Before defining your headings, identify the two or three questions buyers most commonly ask about your products that are not answered by the main description body. For electronics, buyers frequently ask "What comes in the box?" and "Will this work with my device?". For supplements, buyers ask "How much do I take?" and "What are the ingredients?". For furniture, buyers ask "How big is it when assembled?" and "Do I have to build it myself?".
Name each heading as a buyer would label that question: "What's in the Box", "Compatibility Guide", "Dosage Instructions", "Assembled Dimensions". A heading named from the buyer's perspective is more useful as a page section than one named from the supplier's column perspective ("Item Contents", "Compatible Devices List", "Dosage Info", "Final Dimensions").
Use between three and five sections for most product types.
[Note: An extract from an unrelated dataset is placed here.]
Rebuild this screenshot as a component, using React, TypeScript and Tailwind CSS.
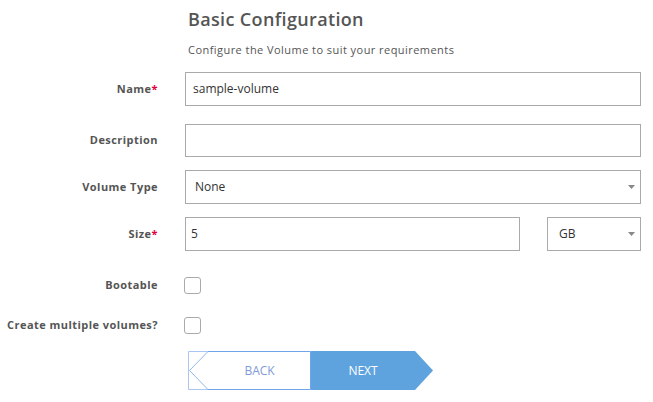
import React from "react";

const font = { fontFamily: '"Open Sans", "Noto Sans", sans-serif' };

function Label({ text, required }: { text: string; required?: boolean }) {
  return (
    <div className="w-[158px] shrink-0 text-right text-[11px] font-bold tracking-[0.45px] text-[#555]">
      {text}
      {required && <span className="text-[#e4003a]">*</span>}
    </div>
  );
}

function Caret() {
  return (
    <svg width="7" height="4" viewBox="0 0 7 4" className="absolute right-[5px] top-1/2 -translate-y-1/2">
      <path d="M0 0 H7 L3.5 4 Z" fill="#888" />
    </svg>
  );
}

function Checkbox() {
  return <div className="h-[17px] w-[17px] rounded-[3px] border border-[#aaa] bg-white" />;
}

export default function App() {
  return (
    <div style={font} className="h-[402px] w-[653px] bg-white text-[#333]">
      <div className="pl-[188px] pt-[5px]">
        <h1 className="text-[18px] font-semibold leading-[28px] tracking-[0.35px] text-[#555]">
          Basic Configuration
        </h1>
        <p className="mt-[9px] text-[11px] leading-[16px] tracking-[0.45px] text-[#555]">
          Configure the Volume to suit your requirements
        </p>
      </div>

      <div className="mt-[14px] flex flex-col">
        {/* Name */}
        <div className="flex items-center gap-[27px]">
          <Label text="Name" required />
          <div className="flex h-[34px] w-[456px] items-center border border-[#aaa] px-[7px] text-[12px]">
            sample-volume
          </div>
        </div>

        {/* Description */}
        <div className="mt-[18px] flex items-center gap-[27px]">
          <Label text="Description" />
          <div className="h-[33px] w-[456px] border border-[#aaa]" />
        </div>

        {/* Volume Type */}
        <div className="mt-[13px] flex items-center gap-[27px]">
          <Label text="Volume Type" />
          <div className="relative flex h-[34px] w-[456px] items-center border border-[#aaa] px-[9px] text-[12px]">
            None
            <Caret />
          </div>
        </div>

        {/* Size */}
        <div className="mt-[13px] flex items-center gap-[27px]">
          <Label text="Size" required />
          <div className="flex items-center gap-[27px]">
            <div className="flex h-[34px] w-[335px] items-center border border-[#aaa] px-[5px] text-[12px]">5</div>
            <div className="relative flex h-[34px] w-[94px] items-center border border-[#aaa] px-[11px] text-[12px]">
              GB
              <Caret />
            </div>
          </div>
        </div>

        {/* Bootable */}
        <div className="mt-[26px] flex items-center gap-[26px]">
          <Label text="Bootable" />
          <Checkbox />
        </div>

        {/* Multiple */}
        <div className="mt-[23px] flex items-center gap-[26px]">
          <Label text="Create multiple volumes?" />
          <Checkbox />
        </div>

        {/* Buttons */}
        <div className="ml-[188px] mt-[17px] flex">
          <button className="relative flex h-[39px] w-[123px] items-center justify-center text-[12px] text-[#7f9bd8]">
            <svg width="123" height="39" viewBox="0 0 123 39" className="absolute inset-0">
              <path d="M0.5 0.5 V38.5 H20" fill="none" stroke="#a9c6f2" strokeWidth="1" />
              <path d="M0.5 0.5 H20" fill="none" stroke="#a9c6f2" strokeWidth="1" />
              <path d="M20 0.5 H122.5 V38.5 H20" fill="none" stroke="#6fa3ea" strokeWidth="1" />
              <path d="M20 0.5 L1.5 19.5 L20 38.5" fill="none" stroke="#8fb8ee" strokeWidth="1" />
            </svg>
            <span className="relative ml-[20px]">BACK</span>
          </button>
          <button className="relative flex h-[39px] w-[122px] items-center justify-center text-[12px] text-white">
            <svg width="122" height="39" viewBox="0 0 122 39" className="absolute inset-0">
              <path d="M0 0 H104 L122 19.5 L104 39 H0 Z" fill="#5ea3de" />
            </svg>
            <span className="relative mr-[18px]">NEXT</span>
          </button>
        </div>
      </div>
    </div>
  );
}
Fewer than three sections can be handled within the main description body; more than five sections creates a product page that is harder to scan rather than easier. For complex technical products (industrial equipment, professional audio gear, specialist tools) where buyers need comprehensive reference data, up to ten sections may be appropriate.

For sections that apply to every product in the import, use a fixed heading with no supplier column mapping; the AI fills the section with the most relevant content from the general product data. For sections that vary by product (where one product has a 12-month warranty and another has a 24-month warranty), map the heading to the corresponding supplier column so each product receives the correct value.
The Custom Sections configuration is separate from the column mapping for category metafields. Metafield attributes (material, weight, dimensions) flow into Shopify's taxonomy attribute display. Custom Sections flow into the description body. Both can be active in the same import session, serving different parts of the product page with different types of structured content.